Illinois should be putting more money into prisons, says Republican governor candidate Bruce Rauner.

Rauner says the problem is safety.  “We have unsafe prisons.  We have corrections officers with their life and their personal safety at risk. We have inmates with their personal safety at risk because we haven’t properly staffed and invested in our corrections system,” he said.

The Department of Corrections has 11,000 employees and a budget of $1.3 billion.  The cost of adult incarceration is about $38,000 per inmate per year, when you include the Corrections budget, plus capital costs and employee pensions and health care, which are not included in the Corrections budget.

The governor has closed prisons at Tamms and Dwight, and youth prisons at Murphysboro and Joliet.  Illinois has 48,902 adult inmates (as of Oct. 1), in a system with a design capacity of 32,000.

Rauner also says the state must find ways to keep non-violent lawbreakers out of prison.
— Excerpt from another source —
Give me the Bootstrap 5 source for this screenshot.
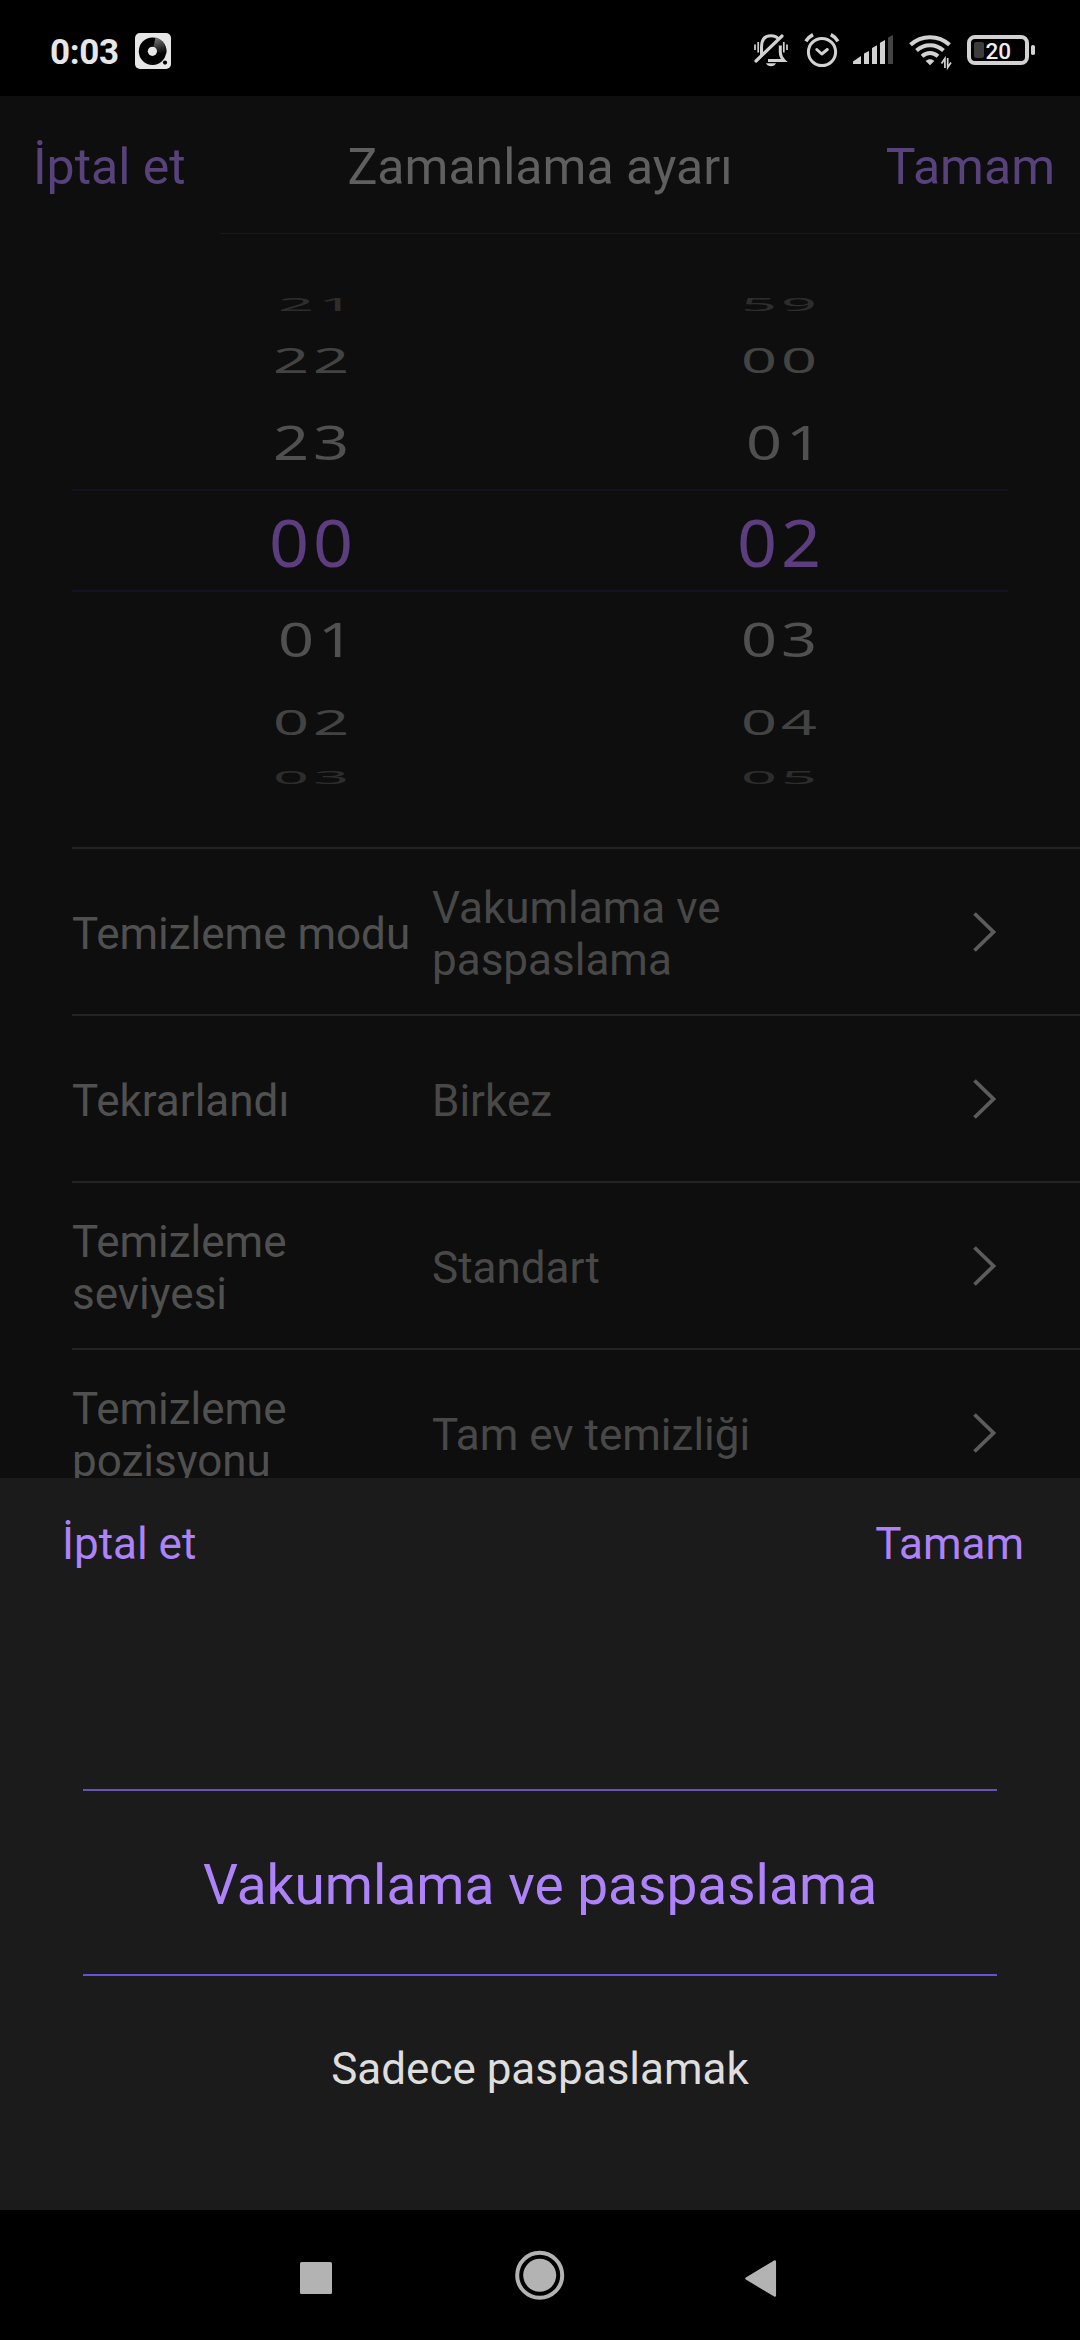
<!DOCTYPE html>
<html lang="tr">
<head>
<meta charset="utf-8">
<meta name="viewport" content="width=device-width, initial-scale=1">
<title>Zamanlama ayarı</title>
<link href="https://cdn.jsdelivr.net/npm/bootstrap@5.3.0/dist/css/bootstrap.min.css" rel="stylesheet">
<script src="https://cdn.jsdelivr.net/npm/bootstrap@5.3.0/dist/js/bootstrap.bundle.min.js" defer></script>
<style>
body{font-family:Roboto,"Noto Sans",sans-serif;background:#000;color:#dedede}
.screen{width:1080px;height:2340px}
svg{display:block;overflow:visible;flex:none}
.status-bar{height:96px;padding:6px 43px 0 50px}
.clock{font-size:35px;font-weight:700;line-height:40px;letter-spacing:-.3px;padding-top:3px;color:#e6e6e6;width:85px}
.tray{gap:12px}

.app-view{height:1382px;background:#0e0e0e}
.app-header{height:137px;padding-top:5px;font-size:50px;line-height:60px}
.app-header button{flex:1 1 100px;color:#58427b}
.app-header .cancel{padding-left:33px}
.app-header .confirm{padding-right:25px}
.app-title{color:#5f5f5f;font-size:50px;line-height:60px;font-weight:400}
.header-rule{height:1px;margin-left:220px;background:#191919}

.time-picker{height:613px;padding:50px 72px 0}
.wheel-half{width:50%}
.wheel-item{font-family:"Noto Sans",sans-serif;font-size:63px;line-height:1;letter-spacing:4px;padding-left:14px;color:#505050}
.wheel-item.has-one{padding-left:24px}
.wheel-item span{display:block}
.far-top,.far-end{height:40px;color:#2d2d2d}
.far-top span,.far-end span{transform:scaleY(.3) translateY(-2px)}
.mid-top{height:72px}
.mid-end{height:70px}
.mid-top,.mid-end{color:#434343}
.mid-top span,.mid-end span{transform:scaleY(.56) translateY(-2px)}
.near-top{height:93px}
.near-end{height:95px}
.near-top span,.near-end span{transform:scaleY(.755) translateY(-1px)}
.chosen{height:103px;font-size:70px;color:#5c3d7e;border-top:2px solid #151222;border-bottom:2px solid #151222}
.chosen span{transform:scaleY(.93) translateY(1px)}

.options{margin-left:72px;font-size:44px;line-height:52px}
.option{height:167px;border-top:2px solid #242424;padding-right:83px}
.option .label-text{width:360px;padding:5px 12px 0 0;color:#505050}
.option .value-text{width:400px;padding-top:5px;color:#484848}

.sheet{height:732px;background:#1b1b1b;font-size:44px;line-height:52px}
.sheet-actions{height:131px;padding:0 56px 0 62px}
.sheet-actions button,.sheet-chosen{color:#ae83fa}
.sheet-wheel{margin:180px 83px 0}
.sheet-chosen{height:187px;padding-top:5px;font-size:55px;line-height:64px;border-top:2px solid #6753b3;border-bottom:2px solid #6751d6}
.sheet-next{height:185px;color:#dedede}
.plain{background:none;border:0;padding:0;font:inherit}
.nav-keys{height:130px}
</style>
</head>
<body>
<div class="screen d-flex flex-column overflow-hidden">

  <header class="status-bar d-flex align-items-center justify-content-between">
    <div class="d-flex align-items-center">
      <span class="clock">0:03</span>
      <svg width="36" height="36" viewBox="135 33 36 36">
        <defs><linearGradient id="shine" x1="156" y1="38" x2="161" y2="54" gradientUnits="userSpaceOnUse"><stop offset="0" stop-color="#777"/><stop offset="1" stop-color="#000"/></linearGradient></defs>
        <rect x="135" y="33" width="36" height="36" rx="5" fill="#e6e6e6"/>
        <circle cx="152.5" cy="51.3" r="13.7" fill="#000"/>
        <path d="M152.5 51.3L155.5 37.5A14 14 0 0 1 166.2 54Z" fill="url(#shine)"/>
        <circle cx="152.4" cy="51.3" r="4.6" fill="#e6e6e6"/>
        <circle cx="165" cy="62.6" r="2.1" fill="#000"/>
      </svg>
    </div>
    <div class="tray d-flex align-items-center">
      <svg width="38" height="40" viewBox="752 32 38 40" fill="none" stroke="#d2d2d2" stroke-width="3">
        <path d="M761.500 56V48C761.500 40.500 765 36.700 771 36.700C774.500 36.700 777 37.800 778.500 40M780.300 46.500V53C780.300 57 782 59.500 784 61.500H768"/>
        <path d="M756 62L782 37" stroke-width="3.200" stroke-linecap="round"/>
        <path d="M755 45.500V51M758.200 43V53.500M783.800 43V53.500M787 45.500V51" stroke-width="1.700"/>
        <path d="M766 64.200H776C775 66.300 773.500 67.200 771 67.200S767 66.300 766 64.200Z" fill="#d2d2d2" stroke="none"/>
      </svg>
      <svg width="39" height="40" viewBox="802 32 39 40" fill="none" stroke="#d2d2d2" stroke-width="3">
        <circle cx="822" cy="53" r="13.600"/>
        <path d="M816.800 50.500L821.800 55L827.300 50.500" stroke-linecap="round" stroke-linejoin="round"/>
        <path d="M805.800 42.300C807.500 39.600 810 37.300 813 35.700M830.800 35.700C834 37.300 836.300 39.600 837.900 42.300" stroke-width="3.600"/>
      </svg>
      <svg width="43" height="40" viewBox="853 32 43 40" fill="#d2d2d2">
        <path d="M853 65V62.500L861 57V65ZM864 65V54.500L869 52V65ZM872 65V49L877 46.300V65ZM880 65V43.700L885 41V65Z"/>
        <path d="M888 65V38.500L893 36V65Z" fill="#444"/>
      </svg>
      <svg width="45" height="40" viewBox="908 32 45 40" fill="none" stroke="#d2d2d2" stroke-width="4">
        <path d="M910.500 45.800C921.500 35.600 938.500 35.600 949.500 45.800M916.500 51.500C924.500 44.400 935.500 44.400 943.500 51.500M922 57.200C927 53 933 53 938 57.200"/>
        <path d="M925.700 61.900C928.300 59.700 931.700 59.700 934.300 61.900L930 66.200Z" fill="#d2d2d2" stroke="none"/>
        <path d="M944.900 69V59.500L941.500 64.500M947.700 59V68.500L951 63.500" stroke-width="1.700"/>
      </svg>
      <svg width="72" height="40" viewBox="965 32 72 40">
        <rect x="969" y="38" width="58" height="26" rx="6" fill="none" stroke="#d2d2d2" stroke-width="4"/>
        <rect x="974" y="43" width="10" height="16" rx="2" fill="#3c3c3c"/>
        <rect x="1031" y="46" width="4" height="10" rx="1.800" fill="#d2d2d2"/>
        <text x="985.500" y="60" font-size="22.500" font-weight="500" fill="#eee">20</text>
      </svg>
    </div>
  </header>

  <main class="app-view overflow-hidden flex-shrink-0">
    <div class="app-header d-flex align-items-center">
      <button class="plain cancel text-start">İptal et</button>
      <h1 class="app-title m-0">Zamanlama ayarı</h1>
      <button class="plain confirm text-end">Tamam</button>
    </div>
    <div class="header-rule"></div>

    <section class="time-picker d-flex text-center">
      <div class="wheel-half">
        <div class="wheel-item far-top has-one d-flex align-items-center justify-content-center"><span>21</span></div>
        <div class="wheel-item mid-top d-flex align-items-center justify-content-center"><span>22</span></div>
        <div class="wheel-item near-top d-flex align-items-center justify-content-center"><span>23</span></div>
        <div class="wheel-item chosen d-flex align-items-center justify-content-center"><span>00</span></div>
        <div class="wheel-item near-end has-one d-flex align-items-center justify-content-center"><span>01</span></div>
        <div class="wheel-item mid-end d-flex align-items-center justify-content-center"><span>02</span></div>
        <div class="wheel-item far-end d-flex align-items-center justify-content-center"><span>03</span></div>
      </div>
      <div class="wheel-half">
        <div class="wheel-item far-top d-flex align-items-center justify-content-center"><span>59</span></div>
        <div class="wheel-item mid-top d-flex align-items-center justify-content-center"><span>00</span></div>
        <div class="wheel-item near-top has-one d-flex align-items-center justify-content-center"><span>01</span></div>
        <div class="wheel-item chosen d-flex align-items-center justify-content-center"><span>02</span></div>
        <div class="wheel-item near-end d-flex align-items-center justify-content-center"><span>03</span></div>
        <div class="wheel-item mid-end d-flex align-items-center justify-content-center"><span>04</span></div>
        <div class="wheel-item far-end d-flex align-items-center justify-content-center"><span>05</span></div>
      </div>
    </section>

    <section class="options">
      <div class="option d-flex align-items-center">
        <div class="label-text text-nowrap">Temizleme modu</div><div class="value-text">Vakumlama ve paspaslama</div>
        <svg class="ms-auto" width="24" height="42" viewBox="0 0 24 42" fill="none" stroke="#5c5c5c" stroke-width="3.800"><path d="M1.500 2.500L20.500 21L1.500 39.500"/></svg>
      </div>
      <div class="option d-flex align-items-center">
        <div class="label-text">Tekrarlandı</div><div class="value-text">Birkez</div>
        <svg class="ms-auto" width="24" height="42" viewBox="0 0 24 42" fill="none" stroke="#5c5c5c" stroke-width="3.800"><path d="M1.500 2.500L20.500 21L1.500 39.500"/></svg>
      </div>
      <div class="option d-flex align-items-center">
        <div class="label-text">Temizleme seviyesi</div><div class="value-text">Standart</div>
        <svg class="ms-auto" width="24" height="42" viewBox="0 0 24 42" fill="none" stroke="#5c5c5c" stroke-width="3.800"><path d="M1.500 2.500L20.500 21L1.500 39.500"/></svg>
      </div>
      <div class="option d-flex align-items-center">
        <div class="label-text">Temizleme pozisyonu</div><div class="value-text">Tam ev temizliği</div>
        <svg class="ms-auto" width="24" height="42" viewBox="0 0 24 42" fill="none" stroke="#5c5c5c" stroke-width="3.800"><path d="M1.500 2.500L20.500 21L1.500 39.500"/></svg>
      </div>
    </section>
  </main>

  <section class="sheet flex-shrink-0 overflow-hidden">
    <div class="sheet-actions d-flex align-items-center justify-content-between">
      <button class="plain">İptal et</button>
      <button class="plain">Tamam</button>
    </div>
    <div class="sheet-wheel">
      <div class="sheet-chosen d-flex align-items-center justify-content-center">Vakumlama ve paspaslama</div>
      <div class="sheet-next d-flex align-items-center justify-content-center">Sadece paspaslamak</div>
    </div>
  </section>

  <nav class="nav-keys d-flex justify-content-center">
    <svg width="480" height="130" viewBox="300 2210 480 130" fill="#b3b3b3">
      <rect x="300" y="2262" width="32" height="32" rx="1.500"/>
      <circle cx="539.700" cy="2275.300" r="16.500"/>
      <circle cx="539.700" cy="2275.300" r="22.500" fill="none" stroke="#b3b3b3" stroke-width="4"/>
      <path d="M774.800 2261.500V2295.500L746.500 2278.500Z" stroke="#b3b3b3" stroke-width="2.500" stroke-linejoin="round"/>
    </svg>
  </nav>
</div>
</body>
</html>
Gov. Pat Quinn says he’s doing that.  “We have reduced the number of repeat offenders. One thing we use is what’s called Adult Redeploy.  We invest in the front end, trying to keep people out of our state prisons – alternative ways of punishing people for bad behavior so they don’t have a life of crime,” he said.

Rauner made his comments even while he’s running a TV ad that dings Quinn because some prisoners who were let out early – and some who had completed their sentences – went on to commit violent crimes.

The two candidates discussed this issue during the public television debate in Peoria.